Could all this be just hidden political bias? That's almost a moot question, since most of the CNBC hosts (as well as the Wall Street Journal) have already made clear their political preferences for anyone but Obama. That's fair, because it's so obviously disclosed. And it certainly seems tuned to their main audience. Small wonder that so many on CNBC seem to be auditioning for slots on Fox News (not the Fox Business channel, which is a ratings loser).

But it does seem odd for the same commentators to be so negatively biased in terms of the interests in their audience in a dispassionate view of the financial markets' performance and prospects. If there is really no hope for the economy, and the sky is always about to fall, why should people even bother to invest anyway? Has CNBC ever looked at itself in the mirror when it probes the reasons why retail investors have withdrawn from stock investing? Why volume is down, why investor confidence is so fleeting? Are they content at CNBC to be the world best shills for the short sellers? Especially given that average investors, who don't use short sales or options to hedge themselves, have little idea of how much money can be made on down markets. Especially those that get tactically 'talked down' on TV by negative commentators who are 'talking their books" of effectively short positions.

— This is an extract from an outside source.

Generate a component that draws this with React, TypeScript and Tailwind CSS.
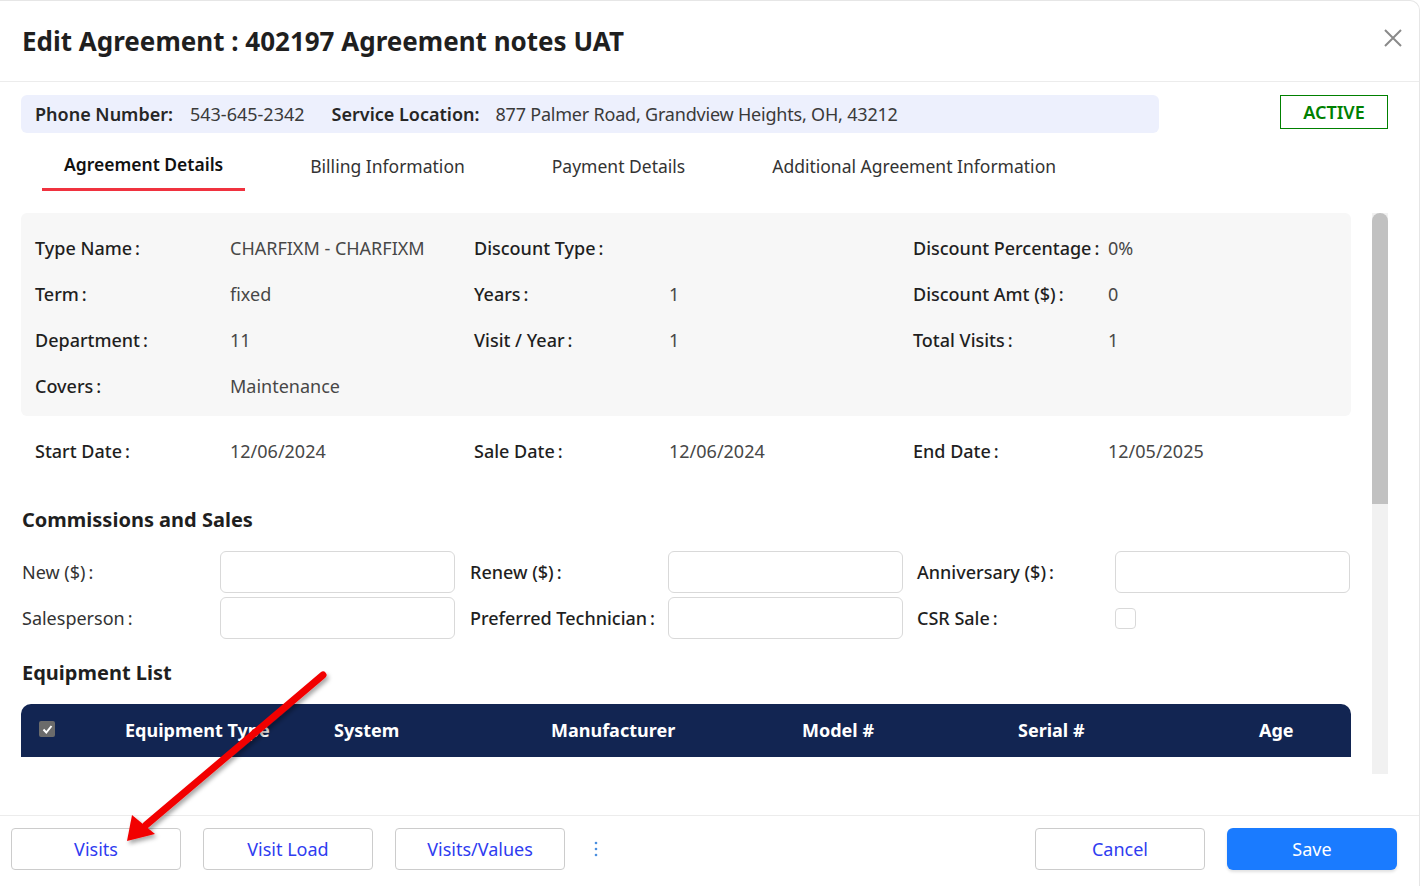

Perhaps the New York-based media are simply being effected by the pessimism of the local investment banking community, as it retrenches, cuts staff even further, and targets 30% bonus reductions on average for what has been "lost year" on Wall Street. Pessimism in this environment has become conventional wisdom, indeed even fashionable. It perhaps explains why hedge funds have persistently missed the market rallies (just as they persistently missed the signs of the mortgage-finance market bubbles into 2006 and 2007). Unfortunately, their low returns for the year only lead to more efforts to talk down the markets in order to bail out their short positions and generate one last opportunity to buy back in at lower prices before year end.

CNBC and the others are definitely helping the short sellers out with their daily focus on whether the markets have come too far too fast (since, of course, what the Fed and the ECB are doing isn't going to work, etc.). Let's just imagine what's coming next: "Here is our next feature story -- 'Why America is the Next Greece!' Right after our next expose of those optimists out in Silicon Valley - we did such a great job talking down Facebook, let's go after Apple next: "What's Wrong with the iPhone 5?'"

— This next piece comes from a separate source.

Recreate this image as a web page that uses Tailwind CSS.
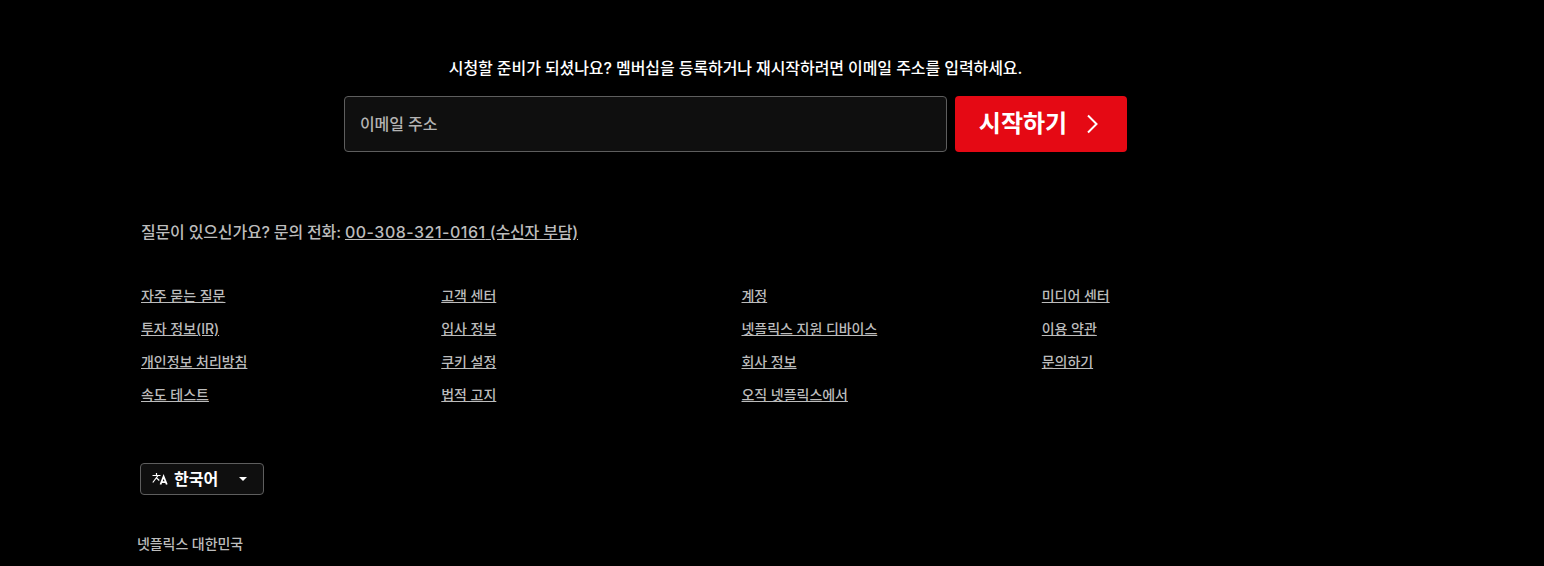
<!DOCTYPE html>
<html lang="ko">
<head>
    <meta charset="UTF-8">
    <meta name="viewport" content="width=device-width, initial-scale=1.0">
    <title>넷플릭스 대한민국</title>
    <script src="https://cdn.jsdelivr.net/npm/@tailwindcss/browser@4"></script>
</head>
<body class="bg-black h-[566px] overflow-hidden font-['Inter','Noto_Sans_CJK_KR',sans-serif] text-[#bcbcbc]">
    <section class="w-[1471px] pt-[57px] flex flex-col items-center">
        <h3 class="text-white text-[16px] leading-[22px] font-medium tracking-[-0.085px]">시청할 준비가 되셨나요? 멤버십을 등록하거나 재시작하려면 이메일 주소를 입력하세요.</h3>
        <form class="mt-[17px] flex gap-2">
            <input type="text" placeholder="이메일 주소" class="w-[603px] h-[56px] px-[15px] bg-[#0f0f0f] border border-[#5e5e5e] rounded text-[16px] font-medium tracking-[-0.1px] placeholder:text-[#b3b3b3] outline-none">
            <button type="button" class="w-[172px] h-[56px] pr-[2px] bg-[#e50914] rounded flex items-center justify-center gap-[18px] text-white text-[24px] font-semibold">
                시작하기
                <svg width="16" height="24" viewBox="0 0 16 24" fill="none" stroke="currentColor" stroke-width="2"><path d="M3 3.500 11.500 12 3 20.500"/></svg>
            </button>
        </form>
    </section>

    <footer class="pl-[141px] pt-[68px] w-[1342px]">
        <p class="text-[16px] leading-[24px] font-medium tracking-[-0.17px]">질문이 있으신가요? 문의 전화: <a href="#" class="underline"><span class="tracking-[0.5px]">00-308-321-0161</span> (수신자 부담)</a></p>

        <ul class="mt-[42px] grid grid-cols-4 gap-y-[13px] text-[14px] leading-[20px] font-medium tracking-[-0.04px]">
            <li><a href="#" class="underline">자주 묻는 질문</a></li>
            <li><a href="#" class="underline">고객 센터</a></li>
            <li><a href="#" class="underline">계정</a></li>
            <li><a href="#" class="underline">미디어 센터</a></li>
            <li><a href="#" class="underline">투자 정보(IR)</a></li>
            <li><a href="#" class="underline">입사 정보</a></li>
            <li><a href="#" class="underline">넷플릭스 지원 디바이스</a></li>
            <li><a href="#" class="underline">이용 약관</a></li>
            <li><a href="#" class="underline">개인정보 처리방침</a></li>
            <li><a href="#" class="underline">쿠키 설정</a></li>
            <li><a href="#" class="underline">회사 정보</a></li>
            <li><a href="#" class="underline">문의하기</a></li>
            <li><a href="#" class="underline">속도 테스트</a></li>
            <li><a href="#" class="underline">법적 고지</a></li>
            <li><a href="#" class="underline">오직 넷플릭스에서</a></li>
        </ul>

        <button type="button" class="mt-[58px] -ml-px w-[124px] h-[32px] flex items-center pl-[11px] bg-[#0f0f0f] border border-[#5e5e5e] rounded text-white text-[16px] font-semibold">
            <svg width="16" height="16" viewBox="0 0 16 16" fill="none" stroke="currentColor"><path stroke-width="1.200" d="M0.500 4.500H8.500M4.500 2V4.500M6 4.500 0.800 11.500M4 6.500 7.300 9.500"/><path stroke-width="1.800" d="M8.500 13.500 11.600 5.500 14.800 13.500M9.500 11.200H13.800"/></svg>
            <span class="ml-[6px]">한국어</span>
            <svg class="ml-[20px]" width="10" height="6" viewBox="0 0 10 6" fill="currentColor"><path d="M1 1h8L5 5Z"/></svg>
        </button>

        <p class="mt-[39px] -ml-[4px] text-[14px] leading-[20px] font-medium tracking-[-0.08px]">넷플릭스 대한민국</p>
    </footer>
</body>
</html>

And even the Chicago folks are on board with the culture of pessimism. Rick Santelli has evidently concluded that his experience in the trading pits of Chicago (and godfather to the Tea Party) qualify him to serve as Chairman of the Fed, Attorney General, head of the SEC, President of the United States, President of the ECB, Chancellor of Germany and for good measure the next head man in China. And in all these incarnations, he is certain that all the present incumbents are wrong and he is right. Gilbert and Sullivan, where are you when we need you? We have our very own Lord High Executioner.

Mr. Santelli has every right to trumpet his views, and he has earned his platform with good ratings surely. But he clearly can no be viewed as an unbiased "reporter'. He has an agenda on his sleeve (which is better than "up his sleeve"...at least he's is honest about it.) But where after all is the balance? Where is the effort to challenge the current "wisdom" that there is no hope, all is lost, all efforts will fail, all retail investors are doomed.

We've seen this movie before - back in 2009, 2010 and 2011, and even earlier this year. The confident predictions day after day in the Wall Street Journal, CNBC, Fox Business: the Euro is bound to fail; Greece will default and leave the Euro; Germany will abandon the Euro; the Euro will go to parity with the dollar; the Euro will collapse, Spain will default; Italy is next. None of these predictions has yet come true, but Armageddon apparently sells to the investor class - or what's left of them. Maybe CBNBC and the others will come to realize that the "unbalanced line" is costing them an audience.